Set problem:
State the count of lines below in which the word "styles" appears, and add nothing.

---+---

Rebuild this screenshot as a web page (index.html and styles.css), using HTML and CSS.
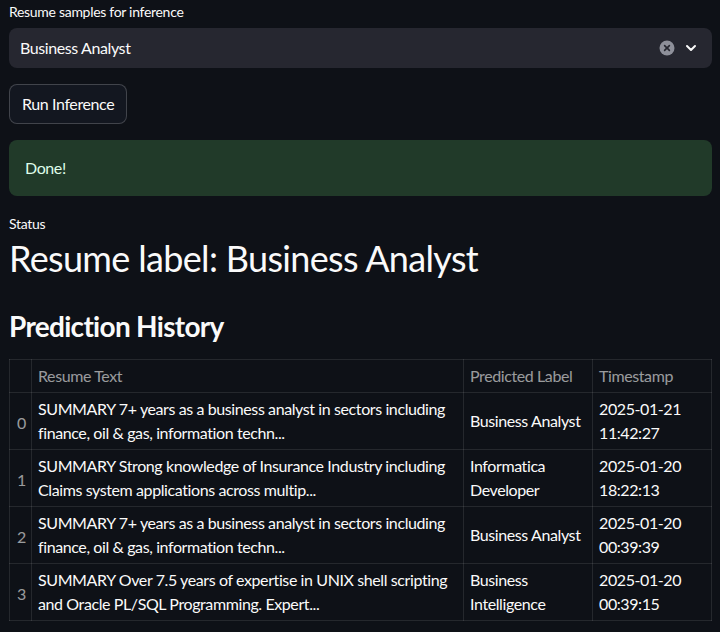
FILE: index.html
```html
<!DOCTYPE html>
<html>
<head>
<meta charset="utf-8">
<link rel="stylesheet" href="styles.css">
</head>
<body>
<div class="app">
  <div class="label">Resume samples for inference</div>
  <div class="select">
    <span class="select-value">Business Analyst</span>
    <span class="select-icons">
      <svg class="clear" width="16" height="16" viewBox="0 0 16 16"><circle cx="8" cy="8" r="7.5" fill="#8e909a"/><path d="M5.6 5.6 L10.4 10.4 M10.4 5.6 L5.6 10.4" stroke="#262730" stroke-width="1.6" stroke-linecap="round"/></svg>
      <svg class="chev" width="14" height="14" viewBox="0 0 14 14"><path d="M3 5 L7 9 L11 5" fill="none" stroke="#fafafa" stroke-width="2" stroke-linecap="round" stroke-linejoin="round"/></svg>
    </span>
  </div>
  <button class="btn">Run Inference</button>
  <div class="alert">Done!</div>
  <div class="metric-label">Status</div>
  <div class="metric-value">Resume label: Business Analyst</div>
  <h3 class="heading">Prediction History</h3>
  <table class="table">
    <colgroup>
      <col class="c-idx"><col class="c-text"><col class="c-label"><col class="c-time">
    </colgroup>
    <thead>
      <tr><th></th><th>Resume Text</th><th>Predicted Label</th><th>Timestamp</th></tr>
    </thead>
    <tbody>
      <tr><td class="idx">0</td><td>SUMMARY 7+ years as a business analyst in sectors including finance, oil &amp; gas, information techn...</td><td>Business Analyst</td><td>2025-01-21 11:42:27</td></tr>
      <tr><td class="idx">1</td><td>SUMMARY Strong knowledge of Insurance Industry including Claims system applications across multip...</td><td>Informatica Developer</td><td>2025-01-20 18:22:13</td></tr>
      <tr><td class="idx">2</td><td>SUMMARY 7+ years as a business analyst in sectors including finance, oil &amp; gas, information techn...</td><td>Business Analyst</td><td>2025-01-20 00:39:39</td></tr>
      <tr><td class="idx">3</td><td>SUMMARY Over 7.5 years of expertise in UNIX shell scripting and Oracle PL/SQL Programming. Expert...</td><td>Business Intelligence</td><td>2025-01-20 00:39:15</td></tr>
    </tbody>
  </table>
</div>
</body>
</html>
```

FILE: styles.css
```css
html, body {
  margin: 0;
  padding: 0;
  background: #0e1117;
  color: #fafafa;
  font-family: "Lato", "Open Sans", sans-serif;
  letter-spacing: -0.4px;
}
.app {
  display: flex;
  flex-direction: column;
  align-items: flex-start;
  padding: 2px 8px 0 9px;
}
.label {
  font-size: 14px;
  line-height: 20px;
  margin-bottom: 6px;
  letter-spacing: -0.3px;
}
.select {
  align-self: stretch;
  height: 40px;
  background: #262730;
  border-radius: 8px;
  display: flex;
  align-items: center;
  justify-content: space-between;
  padding: 0 14px 1px 11px;
  box-sizing: border-box;
}
.select-value {
  font-size: 16px;
}
.select-icons {
  display: flex;
  align-items: center;
  gap: 9px;
}
.clear, .chev {
  display: block;
}
.btn {
  margin-top: 16px;
  height: 40px;
  padding: 0 12px 2px;
  background: #131720;
  color: #fafafa;
  border: 1px solid rgba(250, 250, 250, 0.2);
  border-radius: 8px;
  font-family: inherit;
  font-size: 16px;
  letter-spacing: -0.4px;
}
.alert {
  align-self: stretch;
  margin-top: 16px;
  background: #213a29;
  color: #dffde9;
  border-radius: 8px;
  padding: 16px;
  font-size: 16px;
  line-height: 24px;
}
.metric-label {
  margin-top: 18px;
  font-size: 14px;
  line-height: 20px;
  letter-spacing: -0.3px;
}
.metric-value {
  margin-top: 2px;
  font-size: 36px;
  line-height: 44px;
  letter-spacing: -0.67px;
}
.heading {
  margin: 26px 0 0;
  font-size: 28px;
  line-height: 40px;
  font-weight: 700;
  letter-spacing: -0.7px;
}
.table {
  align-self: stretch;
  margin-top: 13px;
  border-collapse: collapse;
  table-layout: fixed;
  font-size: 16px;
  line-height: 24px;
}
.c-idx { width: 22px; }
.c-label { width: 129px; }
.c-time { width: 119px; }
.table th, .table td {
  border: 1px solid rgba(250, 250, 250, 0.1);
  padding: 4px 6px;
  text-align: left;
  vertical-align: middle;
}
.table th {
  font-weight: 400;
  color: rgba(250, 250, 250, 0.6);
}
.table td.idx {
  color: rgba(250, 250, 250, 0.6);
  padding: 4px 0 0 7px;
}
```
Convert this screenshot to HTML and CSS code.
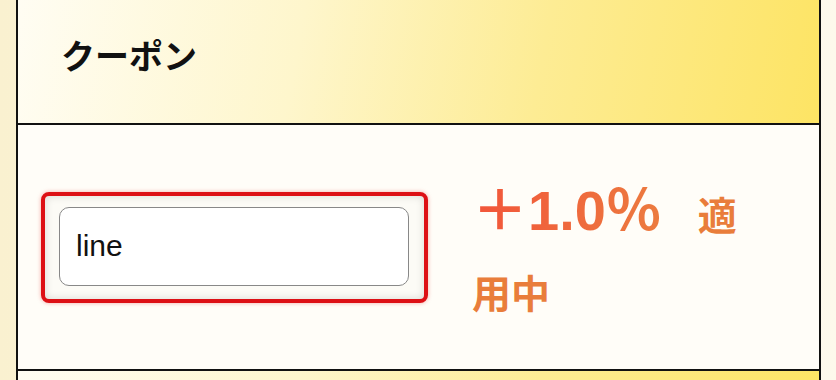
FILE: index.html
```html
<!DOCTYPE html>
<html lang="ja">
<head>
  <meta charset="UTF-8">
  <meta name="viewport" content="width=device-width, initial-scale=1.0">
  <link rel="stylesheet" href="styles.css">
  <title>クーポン</title>
</head>
<body>
  <div class="coupon-table">
    <div class="coupon-head">
      <h2>クーポン</h2>
    </div>
    <div class="coupon-body">
      <div class="code-box">
        <input type="text" class="code-input" value="line">
      </div>
      <p class="coupon-status"><span class="rate">＋1.0％</span>適用中</p>
    </div>
    <div class="coupon-head next"></div>
  </div>
</body>
</html>
```

FILE: styles.css
```css
body {
  margin: 0;
  height: 380px;
  overflow: hidden;
  font-family: "Noto Sans CJK JP", "Liberation Sans", sans-serif;
  background: linear-gradient(90deg, #faf1d0 0%, #fdf9ec 100%);
}

.coupon-table {
  width: 801px;
  margin-left: 16px;
  border-left: 2px solid #111;
  border-right: 2px solid #111;
}

.coupon-head {
  height: 123px;
  display: flex;
  align-items: center;
  padding-left: 43px;
  border-bottom: 2px solid #111;
  background: linear-gradient(100deg, #fffdf3 0%, #fef6cc 35%, #fdec94 65%, #fde464 100%);
}

.coupon-head h2 {
  margin: 0 0 14px;
  font-size: 34px;
  font-weight: 700;
  color: #111;
}

.coupon-head.next {
  height: 40px;
  border-bottom: none;
}

.coupon-body {
  height: 244px;
  display: flex;
  align-items: center;
  padding-left: 23px;
  border-bottom: 2px solid #111;
  background: #fffdf8;
}

.code-box {
  padding: 11px 15px 13px 14px;
  border: 4px solid #dd1015;
  border-radius: 8px;
  box-shadow: 0 0 4px rgba(220, 20, 20, 0.35), inset 0 0 8px rgba(0, 0, 0, 0.14);
  background: #fcfbf6;
}

.code-input {
  display: block;
  box-sizing: border-box;
  width: 350px;
  height: 79px;
  padding: 0 16px;
  border: 1.5px solid #888;
  border-radius: 10px;
  background: #fff;
  font-family: "Liberation Sans", sans-serif;
  font-size: 30px;
  color: #111;
  outline: none;
}

.coupon-status {
  width: 290px;
  margin: -18px 0 0 44px;
  font-size: 39px;
  font-weight: 700;
  line-height: 1.4;
  color: #e97d3b;
}

.rate {
  margin-right: 36px;
  font-family: "Liberation Sans", "Noto Sans CJK JP", sans-serif;
  font-size: 56px;
  line-height: 106px;
  background: linear-gradient(90deg, #f2553a, #ec7b3f);
  -webkit-background-clip: text;
  background-clip: text;
  color: transparent;
}
```
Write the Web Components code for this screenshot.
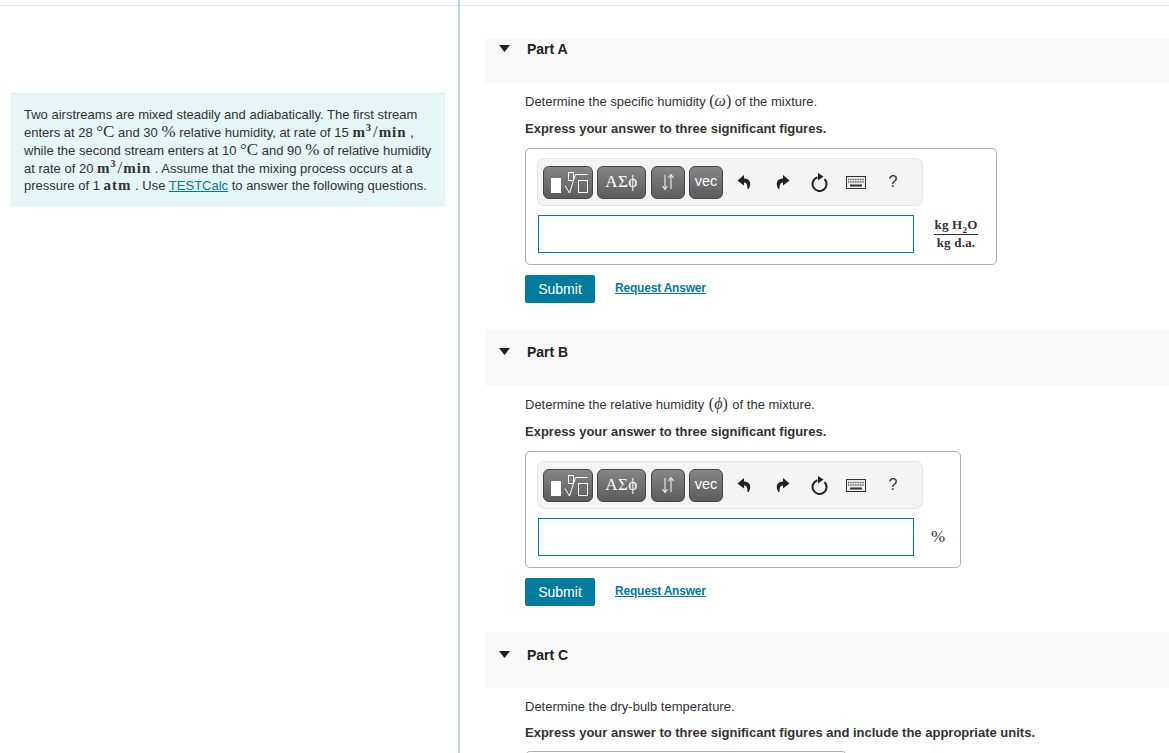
<!DOCTYPE html>
<html lang="en">
<head>
<meta charset="utf-8">
<title>Part A</title>
<style>
  html, body { margin: 0; height: 100%; overflow: hidden; background: #fff; }
  body { font-family: "Liberation Sans", Arial, sans-serif; color: #333; }
  .m { font-family: "Liberation Serif", serif; font-size: 16px; line-height: 0; }
  .mb { font-family: "Liberation Serif", serif; font-size: 15px; font-weight: 700; line-height: 0; letter-spacing: 1px; }
  .mb sup { font-size: 10px; line-height: 0; }
  .bigc { font-family: "Liberation Serif", serif; font-size: 17px; line-height: 0; }
  .slash { margin: 0 1px; }
</style>
</head>
<body>
<template id="split-page-template">
  <style>
    :host { display: grid; grid-template-columns: 460px 1fr; height: 100vh; overflow: hidden; }
    .col { padding-top: 5px; min-width: 0; }
    .col.left { border-right: 2px solid #c3d5e4; box-sizing: border-box; }
    .rule { border-top: 1px solid #e2e2e2; }
  </style>
  <div class="col left"><div class="rule"><slot name="left"></slot></div></div>
  <div class="col"><div class="rule"><slot></slot></div></div>
</template>

<template id="intro-panel-template">
  <style>
    :host { display: block; margin: 87px 13px 0 11px; padding: 12px 13px 0; height: 114px; box-sizing: border-box;
      background: #e6f5f6; border-top: 1px solid #dde9ea; font-size: 13px; line-height: 17.85px; color: #333; }
  </style>
  <slot></slot>
</template>

<template id="question-part-template">
  <style>
    :host { display: block; margin-left: 25px; }
    header { display: flex; align-items: flex-start; background: #f9f9f9; box-sizing: border-box; padding-top: var(--head-pad, 16px); height: var(--head-h, 57px); font-size: 14px; font-weight: 700; line-height: 15px; color: #222; }
    svg { margin: 3px 0 0 14px; width: 11px; height: 7px; flex: none; }
    .title { margin-left: 17px; }
    .body { padding: 10px 0 0 40px; font-size: 13px; line-height: 18px; color: #333; }
    .note { font-weight: 700; margin-top: var(--note-gap, 9px); }
    ::slotted([slot="desc"]) { display: block; }
  </style>
  <header>
    <svg viewBox="0 0 11 7" aria-hidden="true"><path d="M0 0h11L5.500 7z" fill="#222"/></svg>
    <span class="title"><slot name="title"></slot></span>
  </header>
  <div class="body">
    <slot name="desc"></slot>
    <div class="note"><slot name="note"></slot></div>
    <slot></slot>
  </div>
</template>

<template id="answer-box-template">
  <style>
    :host { display: block; box-sizing: border-box; margin-top: var(--box-gap, 10px); padding: 9px 12px 11px 12px; border: 1px solid #b0b0b0; border-radius: 5px; background: #fff; }
    .row { display: flex; align-items: center; margin-top: 9px; }
    .field { flex: none; width: 376px; height: 38px; box-sizing: border-box; border: 1px solid #007c9e; background: #fff; }
    .unit { flex: 1; display: flex; justify-content: center; align-items: center; padding-left: 14px; font-family: "Liberation Serif", serif; color: #333; min-width: 0; }
  </style>
  <slot name="toolbar"></slot>
  <div class="row">
    <div class="field"></div>
    <div class="unit"><slot></slot></div>
  </div>
</template>

<template id="math-toolbar-template">
  <style>
    :host { display: flex; align-items: center; width: 386px; height: 48px; margin-left: -1px; box-sizing: border-box; padding: 0 5px; gap: 4px;
      background: #f4f4f4; border: 1px solid #e4e4e4; border-radius: 7px; }
    .tool { flex: none; display: flex; align-items: center; justify-content: center; height: 33px; box-sizing: border-box; border: 1px solid #444; border-radius: 6px;
      background: linear-gradient(#858585, #5c5c5c); color: #fff; }
    .t1 { width: 50px; } .t2 { width: 49px; font: 17px "Liberation Serif", serif; letter-spacing: .5px; }
    .t3 { width: 34px; margin-left: 1px; } .t4 { width: 34px; font-size: 14.500px; padding-bottom: 3px; }
    .act { flex: none; display: flex; align-items: center; justify-content: center; color: #222; }
    .undo { width: 20px; margin-left: 7px; }
    .redo { width: 20px; margin-left: 15px; }
    .reset { width: 20px; margin-left: 12px; }
    .kbd { width: 22px; margin-left: 12px; }
    .help { width: 12px; margin-left: 16px; font-size: 16px; color: #333; padding-bottom: 1px; }
  </style>
  <div class="tool t1">
    <svg width="40" height="25" viewBox="0 0 40 25" aria-hidden="true">
      <rect x="3" y="8" width="10" height="15" fill="#fff"/>
      <rect x="20.500" y="2.500" width="5" height="8" fill="none" stroke="#fff"/>
      <path d="M17 15.500l4.500 7.500L27.500 4.500h12" fill="none" stroke="#fff"/>
      <rect x="30.500" y="10.500" width="9" height="12" fill="none" stroke="#fff"/>
    </svg>
  </div>
  <div class="tool t2">&Alpha;&Sigma;&#981;</div>
  <div class="tool t3">
    <svg width="16" height="18" viewBox="0 0 16 18" aria-hidden="true"><path d="M5 2v14M2.500 13 5 16.500 7.500 13M11 16V2M8.500 5 11 1.500 13.500 5" fill="none" stroke="#e4e4e4" stroke-width="1.200"/></svg>
  </div>
  <div class="tool t4">vec</div>
  <div class="act undo"><svg width="14" height="16" viewBox="0 0 14 16" aria-hidden="true"><path d="M7 1 .5 6.500 7 11.500V8.500c2.500 0 3.500 2 3.500 6.500h1c3-4.500 2.500-10-4.500-10.500z" fill="#222"/></svg></div>
  <div class="act redo"><svg width="14" height="16" viewBox="0 0 14 16" aria-hidden="true"><path d="M7 1l6.500 5.500L7 11.500V8.500c-2.500 0-3.500 2-3.500 6.500h-1C-.5 10.500 0 5 7 4.500z" fill="#222"/></svg></div>
  <div class="act reset"><svg width="17" height="19" viewBox="0 0 17 19" aria-hidden="true"><path d="M13.500 6A7 7 0 1 1 6.500 4.300" fill="none" stroke="#222" stroke-width="2"/><path d="M7 0v7.500l5.500-4z" fill="#222"/></svg></div>
  <div class="act kbd"><svg width="20" height="13" viewBox="0 0 20 13" aria-hidden="true"><rect x=".5" y=".5" width="19" height="12" fill="#eee" stroke="#333"/><path d="M2 3.500h16M2 6h16" stroke="#555" stroke-width="1.300" stroke-dasharray="1 .7"/><path d="M4 9.500h12" stroke="#333" stroke-width="2"/></svg></div>
  <div class="act help">?</div>
</template>

<template id="submit-row-template">
  <style>
    :host { display: flex; align-items: flex-start; gap: 20px; margin-top: 10px; }
    button { width: 70px; height: 28px; padding: 0; border: 0; border-radius: 2px; background: #007c9e; color: #fff; font: 14px "Liberation Sans", Arial, sans-serif; }
    a { margin-top: 5px; font-size: 12px; line-height: 16px; font-weight: 700; color: #007c9e; text-decoration: underline; letter-spacing: -.2px; }
  </style>
  <button type="button">Submit</button>
  <a href="#">Request Answer</a>
</template>

<template id="unit-fraction-template">
  <style>
    :host { display: inline-flex; flex-direction: column; align-items: center; font: 700 13px/14px "Liberation Serif", serif; letter-spacing: .2px; color: #333; }
    .top { border-bottom: 1px solid #333; padding: 0 1px 2px; }
    .bottom { padding-top: 1px; }
  </style>
  <div class="top"><slot name="top"></slot></div>
  <div class="bottom"><slot name="bottom"></slot></div>
</template>

<split-page>
  <intro-panel slot="left">Two airstreams are mixed steadily and adiabatically. The first stream<br>enters at 28 <span class="bigc">&deg;C</span> and 30 <span class="bigc">%</span> relative humidity, at rate of 15 <span class="mb">m<sup>3</sup></span><span class="bigc slash">/</span><span class="mb">min</span> ,<br>while the second stream enters at 10 <span class="bigc">&deg;C</span> and 90 <span class="bigc">%</span> of relative humidity<br>at rate of 20 <span class="mb">m<sup>3</sup></span><span class="bigc slash">/</span><span class="mb">min</span> . Assume that the mixing process occurs at a<br>pressure of 1 <span class="mb">atm</span> . Use <a href="#" style="color:#007c9e">TESTCalc</a> to answer the following questions.</intro-panel>

  <question-part style="--head-pad:3px;--head-h:44px;margin-top:33px">
    <span slot="title">Part A</span>
    <span slot="desc">Determine the specific humidity <span class="m">(<i>&omega;</i>)</span> of the mixture.</span>
    <span slot="note">Express your answer to three significant figures.</span>
    <answer-box style="width:472px">
      <math-toolbar slot="toolbar"></math-toolbar>
      <unit-fraction><span slot="top">kg H<sub style="font-size:9px;line-height:0">2</sub>O</span><span slot="bottom">kg d.a.</span></unit-fraction>
    </answer-box>
    <submit-row></submit-row>
  </question-part>

  <question-part style="margin-top:26px">
    <span slot="title">Part B</span>
    <span slot="desc">Determine the relative humidity <span class="m" style="margin:0 1px">(<i>&#981;</i>)</span> of the mixture.</span>
    <span slot="note">Express your answer to three significant figures.</span>
    <answer-box style="width:436px">
      <math-toolbar slot="toolbar"></math-toolbar>
      <span style="font-size:17px">%</span>
    </answer-box>
    <submit-row></submit-row>
  </question-part>

  <question-part style="margin-top:26px;--head-h:56px;--note-gap:8px;--box-gap:9px">
    <span slot="title">Part C</span>
    <span slot="desc">Determine the dry-bulb temperature.</span>
    <span slot="note">Express your answer to three significant figures and include the appropriate units.</span>
    <answer-box style="width:322px"></answer-box>
  </question-part>
</split-page>

<script>
  function defineFromTemplate(name, templateId) {
    customElements.define(name, class extends HTMLElement {
      constructor() {
        super();
        var shadow = this.attachShadow({ mode: 'open' });
        shadow.appendChild(document.getElementById(templateId).content.cloneNode(true));
      }
    });
  }
  defineFromTemplate('split-page', 'split-page-template');
  defineFromTemplate('intro-panel', 'intro-panel-template');
  defineFromTemplate('question-part', 'question-part-template');
  defineFromTemplate('answer-box', 'answer-box-template');
  defineFromTemplate('math-toolbar', 'math-toolbar-template');
  defineFromTemplate('submit-row', 'submit-row-template');
  defineFromTemplate('unit-fraction', 'unit-fraction-template');
</script>
</body>
</html>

---+---

Result of this exercise:
5